Since Item 2 provides for a demonstrative bequest to the respondents and since there was only $1,339.45 in the bank account specified in Item 2, the question remains whether the remainder of the $10,000.00 bequest has been adeemed. This issue can easily be resolved with a negative response. Again, the law is clear that a demonstrative bequest whose funds fail or is insufficient, as in the instant case, will not deprive the beneficiary of his legacy, rather the beneficiary will be permitted to receive his legacy out of the general assets of the estate. See, e. g., Kenaday v. Sinnott, supra, and 4 Page on Wills, § 1399, p. 132 (Lifetime Ed.). This being true, the Chancellor’s finding was proper.
The second issue raised by petitioners is whether it was error for the trial court to award attorney fees to respondents’ counsel, with such being paid out of testatrix’s estate. Petitioners contend that the fees cannot properly be paid out of the estate. However, in view of the finding as to petitioners’ first contention, this is clearly erroneous.

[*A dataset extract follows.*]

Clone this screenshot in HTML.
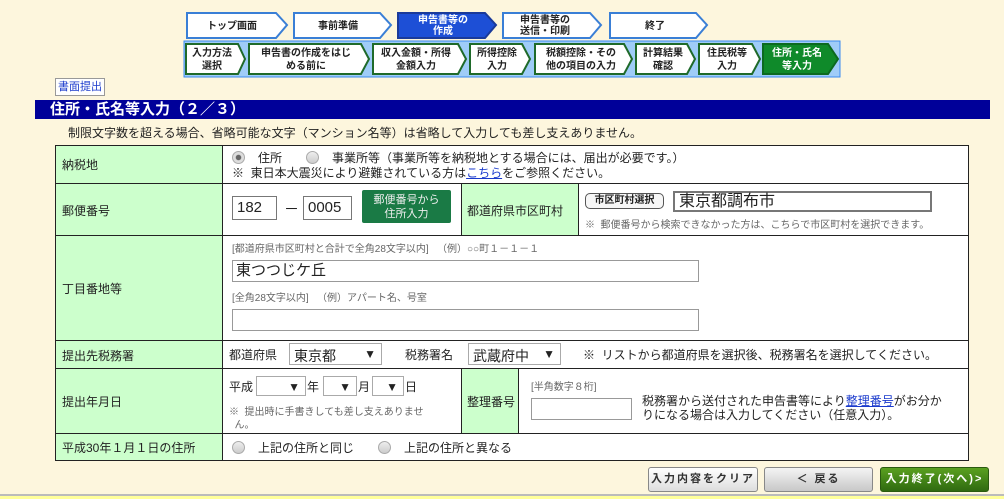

In Pierce v. Tharp, 224 Tenn. 328, 455 S.W.2d 145 (1970), this Court stated that:
“The test by which the question involved . is to be determined is whether the services rendered by the attorneys . inured to the benefit of the entire estate as distinguished from services rendered to individuals claiming an interest in the estate.”
In view of this test, it is clear that the services rendered did benefit the estate as a whole. This conclusion necessarily follows because the will had to be construed, and as a result of the efforts of respondents’ counsel, the testatrix’s true intent was established.
*146We therefore affirm the Chancellor’s decree in every respect and remand this cause to the Probate Court of Davidson County, Tennessee for the further administration of the estate of Lydia Freeman Kerr and for the final settlement of the same.
DYER, C. J., and CHATTIN, Mc-CANLESS and FONES, JJ., concur.